Labour’s next prime minister, Jacinda Ardern, went one better; commissioning a group of hand-picked “experts” to compile a secret report, He Puapua, setting forth a pathway to the UN Declaration’s full implementation by the 200th anniversary of the Treaty of Waitangi’s signing in 2040. Driven forward by Labour’s radical Māori caucus, Ardern and her Pakeha colleagues felt obligated to support their colleagues’ controversial, Te Tititi-driven constitutional innovation of “co-governance”.
As happened in 2004-05, these bold moves towards Māori sovereignty ignited a Pakeha backlash. In 2023, however, the Left lacked the collective political strength to head-off the forces of reaction.
Across a broad front of social issues, public hostility towards the scope and speed of proposed and/or actual changes neutralised almost entirely the massive support Labour had received in 2020 for its highly successful early handling of the Covid-19 pandemic. Indeed, the psychological and material damage inflicted upon the population by the pandemic, and the measures adopted to contain it, after 2020, contributed significantly to what the Left only belatedly registered as an alarming swing to the Right.

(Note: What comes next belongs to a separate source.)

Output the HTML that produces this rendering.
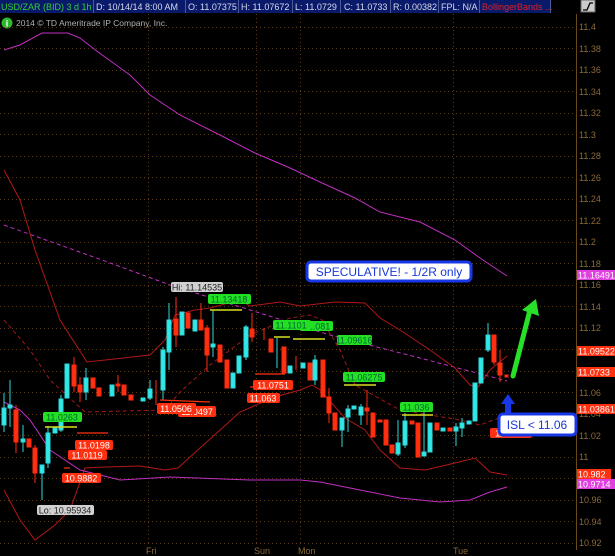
<!DOCTYPE html>
<html><head><meta charset="utf-8"><style>
html,body{margin:0;padding:0;background:#000;width:615px;height:556px;overflow:hidden}
svg{display:block;font-family:"Liberation Sans",sans-serif}
</style></head><body>
<svg width="615" height="556" viewBox="0 0 615 556" xmlns="http://www.w3.org/2000/svg">
<rect width="615" height="556" fill="#000"/>
<!-- top bar -->
<rect x="0" y="0" width="550" height="13" fill="#0a1a6a"/>
<g stroke="#4a5a9a" stroke-width="1">
<line x1="93.5" y1="0" x2="93.5" y2="13"/><line x1="185.5" y1="0" x2="185.5" y2="13"/><line x1="238.5" y1="0" x2="238.5" y2="13"/><line x1="292.5" y1="0" x2="292.5" y2="13"/><line x1="340.5" y1="0" x2="340.5" y2="13"/><line x1="390.5" y1="0" x2="390.5" y2="13"/><line x1="438.5" y1="0" x2="438.5" y2="13"/><line x1="479.5" y1="0" x2="479.5" y2="13"/><line x1="550.5" y1="0" x2="550.5" y2="13"/>
</g>
<g font-size="9" fill="#d8d8e8">
<text x="1" y="10" fill="#30d030">USD/ZAR (BID) 3 d 1h</text>
<text x="96" y="10">D: 10/14/14 8:00 AM</text>
<text x="188" y="10">O: 11.07375</text>
<text x="241" y="10">H: 11.07672</text>
<text x="295" y="10">L: 11.0729</text>
<text x="344" y="10">C: 11.0733</text>
<text x="393" y="10">R: 0.00382</text>
<text x="441" y="10">FPL: N/A</text>
<text x="482" y="10" fill="#e02020">BollingerBands ...</text>
</g>
<rect x="581" y="0" width="14" height="12" fill="#ccc" stroke="#666"/>
<path d="M583 10 L587 10 L590 3 L593 3" stroke="#000" fill="none" stroke-width="1.3"/>
<circle cx="7" cy="23" r="5.5" fill="#2db82d"/><text x="7" y="26.5" font-size="9" fill="#fff" text-anchor="middle" font-weight="bold">i</text>
<text x="16" y="26" font-size="8.5" fill="#b0b0b0">2014 © TD Ameritrade IP Company, Inc.</text>
<!-- grid -->
<g stroke="#5a3c10" stroke-width="1" stroke-dasharray="1,3">
<line x1="0" x2="575" y1="27.5" y2="27.5"/><line x1="0" x2="575" y1="48.5" y2="48.5"/><line x1="0" x2="575" y1="70.5" y2="70.5"/><line x1="0" x2="575" y1="91.5" y2="91.5"/><line x1="0" x2="575" y1="113.5" y2="113.5"/><line x1="0" x2="575" y1="134.5" y2="134.5"/><line x1="0" x2="575" y1="156.5" y2="156.5"/><line x1="0" x2="575" y1="177.5" y2="177.5"/><line x1="0" x2="575" y1="199.5" y2="199.5"/><line x1="0" x2="575" y1="220.5" y2="220.5"/><line x1="0" x2="575" y1="242.5" y2="242.5"/><line x1="0" x2="575" y1="263.5" y2="263.5"/><line x1="0" x2="575" y1="285.5" y2="285.5"/><line x1="0" x2="575" y1="306.5" y2="306.5"/><line x1="0" x2="575" y1="328.5" y2="328.5"/><line x1="0" x2="575" y1="349.5" y2="349.5"/><line x1="0" x2="575" y1="371.5" y2="371.5"/><line x1="0" x2="575" y1="392.5" y2="392.5"/><line x1="0" x2="575" y1="414.5" y2="414.5"/><line x1="0" x2="575" y1="435.5" y2="435.5"/><line x1="0" x2="575" y1="457.5" y2="457.5"/><line x1="0" x2="575" y1="478.5" y2="478.5"/><line x1="0" x2="575" y1="500.5" y2="500.5"/><line x1="0" x2="575" y1="521.5" y2="521.5"/><line x1="0" x2="575" y1="543.5" y2="543.5"/>
<line x1="148.5" x2="148.5" y1="14" y2="545"/><line x1="256.5" x2="256.5" y1="14" y2="545"/><line x1="300.5" x2="300.5" y1="14" y2="545"/><line x1="453.5" x2="453.5" y1="14" y2="545"/>
</g>
<line x1="576.5" y1="14" x2="576.5" y2="550" stroke="#6a4a18"/>
<g font-size="9" fill="#8a6a38">
<text x="579" y="30">11.4</text><text x="579" y="52">11.38</text><text x="579" y="73">11.36</text><text x="579" y="95">11.34</text><text x="579" y="116">11.32</text><text x="579" y="138">11.3</text><text x="579" y="159">11.28</text><text x="579" y="181">11.26</text><text x="579" y="202">11.24</text><text x="579" y="224">11.22</text><text x="579" y="245">11.2</text><text x="579" y="267">11.18</text><text x="579" y="288">11.16</text><text x="579" y="310">11.14</text><text x="579" y="331">11.12</text><text x="579" y="353">11.1</text><text x="579" y="374">11.08</text><text x="579" y="396">11.06</text><text x="579" y="417">11.04</text><text x="579" y="439">11.02</text><text x="579" y="460">11</text><text x="579" y="482">10.98</text><text x="579" y="503">10.96</text><text x="579" y="525">10.94</text><text x="579" y="546">10.92</text>
<text x="146" y="554">Fri</text><text x="254" y="554">Sun</text><text x="298" y="554">Mon</text><text x="453" y="554">Tue</text>
</g>
<!-- bands -->
<g fill="none" stroke-width="1">
<polyline stroke="#c030c0" points="4,50 20,45 42,33 68,33 80,38 98,52 130,75 150,95 180,115 220,135 255,153 290,168 320,182 355,198 380,212 420,222 455,240 480,258 507,276"/>
<polyline stroke="#c030c0" stroke-dasharray="4,3" points="4,225 60,245 102,260 170,285 250,310 330,335 420,358 507,381"/>
<polyline stroke="#b01818" points="4,170 20,200 35,250 60,320 87,362 150,355 165,340 175,315 195,310 210,308 240,300 250,306 280,302 300,306 335,302 365,303 380,318 400,330 430,350 455,368 470,385 478,387 490,370 507,356"/>
<polyline stroke="#b01818" points="4,490 20,520 35,540 55,525 70,510 85,468 105,467 140,466 165,470 178,468 200,448 240,412 275,397 300,390 312,385 320,390 345,418 365,430 380,450 400,468 425,470 455,463 475,458 490,472 507,475"/>
<polyline stroke="#c030c0" points="4,402 20,410 30,420 50,450 80,470 120,480 170,477 250,480 300,480 320,482 360,490 400,498 440,502 470,500 490,492 507,487"/>
<polyline stroke="#a01818" stroke-dasharray="4,3" points="4,320 30,350 50,380 85,412 165,410 180,392 210,365 250,335 290,318 310,315 322,320 340,350 355,385 400,410 430,415 460,420 480,425 507,415"/>
</g>
<!-- candles cyan -->
<g stroke="#30d8d8" fill="#30e8e8">
<line x1="4" y1="393" x2="4" y2="432"/><rect x="2" y="408" width="4" height="17"/>
<line x1="10" y1="380" x2="10" y2="427"/><rect x="8" y="405" width="4" height="3"/>
<line x1="23" y1="425" x2="23" y2="452"/><rect x="21" y="439" width="4" height="3"/>
<line x1="42" y1="465" x2="42" y2="500"/><rect x="40" y="465" width="4" height="8"/>
<line x1="48" y1="426" x2="48" y2="468"/><rect x="46" y="433" width="4" height="30"/>
<rect x="53" y="428" width="4" height="5"/>
<line x1="61" y1="395" x2="61" y2="432"/><rect x="59" y="399" width="4" height="31"/>
<rect x="65" y="364" width="4" height="34"/>
<line x1="86" y1="368" x2="86" y2="400"/><rect x="84" y="378" width="4" height="14"/>
<rect x="110" y="385" width="4" height="11"/>
<rect x="141" y="398" width="4" height="3"/>
<line x1="150" y1="380" x2="150" y2="400"/><rect x="148" y="389" width="4" height="9"/>
<line x1="163" y1="347" x2="163" y2="400"/><rect x="161" y="350" width="4" height="40"/>
<line x1="169" y1="303" x2="169" y2="370"/><rect x="167" y="320" width="4" height="32"/>
<rect x="180" y="312" width="4" height="23"/>
<rect x="193" y="320" width="4" height="11"/>
<line x1="213" y1="310" x2="213" y2="357"/><rect x="211" y="344" width="4" height="3"/>
<rect x="231" y="373" width="4" height="15"/>
<rect x="237" y="356" width="4" height="17"/>
<line x1="246" y1="325" x2="246" y2="360"/><rect x="244" y="327" width="4" height="30"/>
<line x1="277" y1="338" x2="277" y2="368"/>
<rect x="288" y="366" width="4" height="7"/>
<rect x="301" y="363" width="4" height="5"/>
<line x1="315" y1="355" x2="315" y2="385"/><rect x="313" y="360" width="4" height="20"/>
<line x1="342" y1="418" x2="342" y2="447"/><rect x="340" y="418" width="4" height="12"/>
<line x1="348" y1="405" x2="348" y2="432"/><rect x="346" y="409" width="4" height="8"/>
<rect x="352" y="406" width="4" height="3"/>
<line x1="361" y1="404" x2="361" y2="425"/><rect x="359" y="407" width="4" height="8"/>
<line x1="398" y1="420" x2="398" y2="456"/><rect x="396" y="443" width="4" height="11"/>
<line x1="405" y1="413" x2="405" y2="448"/><rect x="403" y="421" width="4" height="24"/>
<line x1="424" y1="412" x2="424" y2="456"/><rect x="422" y="452" width="4" height="4"/>
<rect x="428" y="423" width="4" height="29"/>
<rect x="441" y="428" width="4" height="3"/>
<line x1="456" y1="423" x2="456" y2="446"/><rect x="454" y="427" width="4" height="4"/>
<line x1="462" y1="418" x2="462" y2="437"/><rect x="460" y="423" width="4" height="5"/>
<rect x="467" y="421" width="4" height="3"/>
<rect x="473" y="383" width="4" height="38"/>
<rect x="479" y="358" width="4" height="25"/>
<line x1="488" y1="323" x2="488" y2="352"/><rect x="486" y="335" width="4" height="15"/>
</g>
<!-- candles red -->
<g stroke="#ff2a10" fill="#ff3010">
<line x1="16" y1="405" x2="16" y2="453"/><rect x="14" y="410" width="4" height="32"/>
<rect x="27" y="439" width="4" height="8"/>
<line x1="35" y1="445" x2="35" y2="483"/><rect x="33" y="448" width="4" height="25"/>
<line x1="74" y1="357" x2="74" y2="392"/><rect x="72" y="365" width="4" height="21"/>
<line x1="80" y1="377" x2="80" y2="402"/><rect x="78" y="385" width="4" height="7"/>
<rect x="91" y="378" width="4" height="10"/>
<rect x="97" y="388" width="4" height="8"/>
<line x1="118" y1="375" x2="118" y2="392"/><rect x="116" y="384" width="4" height="2"/>
<rect x="122" y="385" width="4" height="10"/>
<rect x="129" y="395" width="4" height="5"/>
<line x1="156" y1="380" x2="156" y2="405"/>
<line x1="176" y1="297" x2="176" y2="347"/><rect x="174" y="319" width="4" height="16"/>
<rect x="186" y="313" width="4" height="15"/>
<line x1="201" y1="303" x2="201" y2="330"/><rect x="199" y="320" width="4" height="10"/>
<line x1="207" y1="325" x2="207" y2="372"/><rect x="205" y="328" width="4" height="27"/>
<rect x="218" y="345" width="4" height="17"/>
<rect x="225" y="360" width="4" height="28"/>
<line x1="252" y1="313" x2="252" y2="342"/><rect x="250" y="329" width="4" height="8"/>
<line x1="264" y1="328" x2="264" y2="340"/>
<rect x="269" y="339" width="4" height="13"/>
<rect x="282" y="347" width="4" height="26"/>
<line x1="296" y1="356" x2="296" y2="370"/>
<rect x="308" y="363" width="4" height="17"/>
<rect x="321" y="360" width="4" height="37"/>
<line x1="329" y1="388" x2="329" y2="423"/><rect x="327" y="397" width="4" height="16"/>
<rect x="333" y="413" width="4" height="17"/>
<line x1="367" y1="390" x2="367" y2="425"/><rect x="365" y="408" width="4" height="3"/>
<rect x="371" y="413" width="4" height="24"/>
<rect x="378" y="420" width="4" height="2"/>
<rect x="384" y="420" width="4" height="25"/>
<rect x="390" y="445" width="4" height="8"/>
<rect x="410" y="421" width="4" height="3"/>
<rect x="416" y="423" width="4" height="34"/>
<rect x="435" y="423" width="4" height="7"/>
<rect x="448" y="428" width="4" height="3"/>
<line x1="494" y1="335" x2="494" y2="365"/><rect x="492" y="335" width="4" height="27"/>
<line x1="500" y1="350" x2="500" y2="382"/><rect x="498" y="363" width="4" height="12"/>
<rect x="505" y="375" width="3" height="2"/>
</g>
<!-- yellow lines -->
<g stroke="#d8e020" stroke-width="1.5">
<line x1="45" y1="427" x2="77" y2="427"/><line x1="210" y1="310" x2="242" y2="310"/><line x1="274" y1="337" x2="290" y2="337"/><line x1="293" y1="339" x2="325" y2="339"/><line x1="344" y1="385" x2="376" y2="385"/><line x1="402" y1="415" x2="433" y2="415"/>
</g>
<g stroke="#ff3010" stroke-width="1.2">
<line x1="77" y1="433" x2="108" y2="433"/><line x1="64" y1="468" x2="70" y2="468"/><line x1="160" y1="400" x2="210" y2="402"/><line x1="255" y1="374" x2="285" y2="374"/><line x1="250" y1="387" x2="256" y2="387"/>
</g>
<!-- labels -->
<g font-size="9" text-anchor="middle">
<rect x="171" y="282" width="52" height="10" rx="2" fill="#d0d0d0"/><text x="197" y="290.5" fill="#222">Hi: 11.14535</text>
<rect x="37" y="505" width="57" height="10" rx="2" fill="#d0d0d0"/><text x="65" y="513.5" fill="#222">Lo: 10.95934</text>
<rect x="208" y="294" width="43" height="10" rx="2" fill="#22e022"/><text x="229" y="302.5" fill="#063">11.13418</text>
<rect x="300" y="321" width="33" height="10" rx="2" fill="#22e022"/><text x="319" y="329.5" fill="#063">1.081</text>
<rect x="273" y="320" width="38" height="10" rx="2" fill="#22e022"/><text x="291" y="328.5" fill="#063">11.1101</text>
<rect x="337" y="335" width="35" height="10" rx="2" fill="#22e022"/><text x="354" y="343.5" fill="#063">11.09616</text>
<rect x="343" y="372" width="42" height="10" rx="2" fill="#22e022"/><text x="364" y="380.5" fill="#063">11.06275</text>
<rect x="400" y="402" width="33" height="10" rx="2" fill="#22e022"/><text x="416" y="410.5" fill="#063">11.036</text>
<rect x="43" y="412" width="39" height="10" rx="2" fill="#22e022"/><text x="62" y="420.5" fill="#063">11.0263</text>
<g fill="#fff">
<rect x="178" y="406" width="38" height="11" rx="2" fill="#ff3010"/><text x="197" y="415">11.0497</text>
<rect x="157" y="403" width="39" height="11" rx="2" fill="#ff3010"/><text x="176" y="412">11.0506</text>
<rect x="75" y="440" width="38" height="10" rx="2" fill="#ff3010"/><text x="94" y="448.5">11.0198</text>
<rect x="68" y="450" width="39" height="10" rx="2" fill="#ff3010"/><text x="87" y="458.5">11.0119</text>
<rect x="62" y="473" width="39" height="10" rx="2" fill="#ff3010"/><text x="81" y="481.5">10.9882</text>
<rect x="253" y="380" width="40" height="10" rx="2" fill="#ff3010"/><text x="273" y="388.5">11.0751</text>
<rect x="247" y="393" width="33" height="10" rx="2" fill="#ff3010"/><text x="263" y="401.5">11.063</text>
<rect x="490" y="428" width="42" height="10" rx="2" fill="#ff3010"/><text x="511" y="436.5">11.0346</text>
</g>
<!-- axis tags -->
<g text-anchor="start" fill="#fff">
<rect x="577" y="270" width="38" height="10" fill="#e040e0"/><text x="578" y="278.5">11.16491</text>
<rect x="577" y="346" width="38" height="10" fill="#ff3010"/><text x="578" y="354.5">11.09522</text>
<rect x="577" y="367" width="38" height="10" fill="#ff3010"/><text x="578" y="375.5">11.0733</text>
<rect x="577" y="404" width="38" height="10" fill="#ff3010"/><text x="578" y="412.5">11.03861</text>
<rect x="577" y="469" width="34" height="10" fill="#ff3010"/><text x="578" y="477.5">10.982</text>
<rect x="577" y="479" width="38" height="10" fill="#e040e0"/><text x="578" y="487.5">10.9714</text>
</g>
</g>
<!-- annotation boxes -->
<rect x="307" y="262" width="164" height="19" rx="4" fill="#fff" stroke="#1838e8" stroke-width="3"/>
<text x="389" y="276" font-size="12" fill="#1838d8" text-anchor="middle">SPECULATIVE! - 1/2R only</text>
<rect x="499" y="414" width="77" height="21" rx="4" fill="#fff" stroke="#1838e8" stroke-width="3"/>
<text x="537" y="429" font-size="12" fill="#1838d8" text-anchor="middle">ISL &lt; 11.06</text>
<path d="M505 413 L505 404 L501 404 L508 394 L515 404 L511 404 L511 413 Z" fill="#1838e8"/>
<path d="M513 376 L530 310" stroke="#28e028" stroke-width="5" stroke-linecap="round"/>
<path d="M522 310 L536 299 L539 316 Z" fill="#28e028"/>
</svg>
</body></html>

Separated by nearly 50 years from the strikingly similarly political derangement that followed the onset of the global oil crisis in October 1973, the sudden collapse of public trust and confidence in the Labour Government in 2022-23 was experienced by the Left as a Black Swan event of perplexing severity.
Young leftists had read about the swift succession of progressive moves undertaken by Norman Kirk’s Labour Government. The abolition of compulsory military training; the troop withdrawal from Vietnam, the recognition of “Red” China; the sending of a NZ frigate to protest French atmospheric nuclear testing at Mururoa; the cancellation of the 1973 Springbok Tour; the creation of ACC and the NZ Superannuation Fund. This is what Labour was capable of delivering – from the left.
Less well understood were the social dynamics which made it possible for a right-wing politician as shrewd and ruthless as Rob Muldoon to bring about an absolutely catastrophic change in the political climate. In the 15 months following Kirk’s sudden death in August 1974, New Zealanders egalitarian instincts were harnessed to an aggressively populist campaign directed against a Labour Party portrayed as having been taken over by intellectuals and radicals whose values were wildly at odds with those of “the ordinary bloke”. Not only was Muldoon able to present himself as the saviour of the country’s middle-class, but of its working-class as well. National’s slogan: “New Zealand the way YOU want it”, said it all.
Depressing though it is to admit, New Zealanders’ deeply ingrained social conservatism; their fury at any person, or group, who see themselves as being better than everybody else; their unwillingness to tolerate one rule for thee, and another for me; their impatience with intellectuals and artists; their wariness of difference; their hatred of privilege; and their comfort in conformity; remains as powerful today as it was 50 years ago.
Perhaps, not seeing a Muldoon figure looming over the electoral landscape, the Left felt itself to be safe. But, 50 years on from 1974-75, charismatic leadership is no longer strictly necessary. Fifty years on, we have the Internet, social-media, and algorithms. Today, we can manufacture a Muldoon for every taste. A protean Muldoon, who addresses tens-of-thousands of voters every day, with a message cleverly crafted for them alone, and delivered instantaneously through those magic rectangles of glass that never seem to leave the voters’ hands.
The sum total of these messages, as aggregated in the polling booths, is a conservative political agenda stronger than anything New Zealand has seen in five decades. In 1975, Bill Rowling was run over by just one bus, with Rob Muldoon at the wheel. In 2023 Labour was run over by a million busses – driven by ourselves.
This essay was originally posted on the Interest.co.nz website on Monday, 27 November 2023.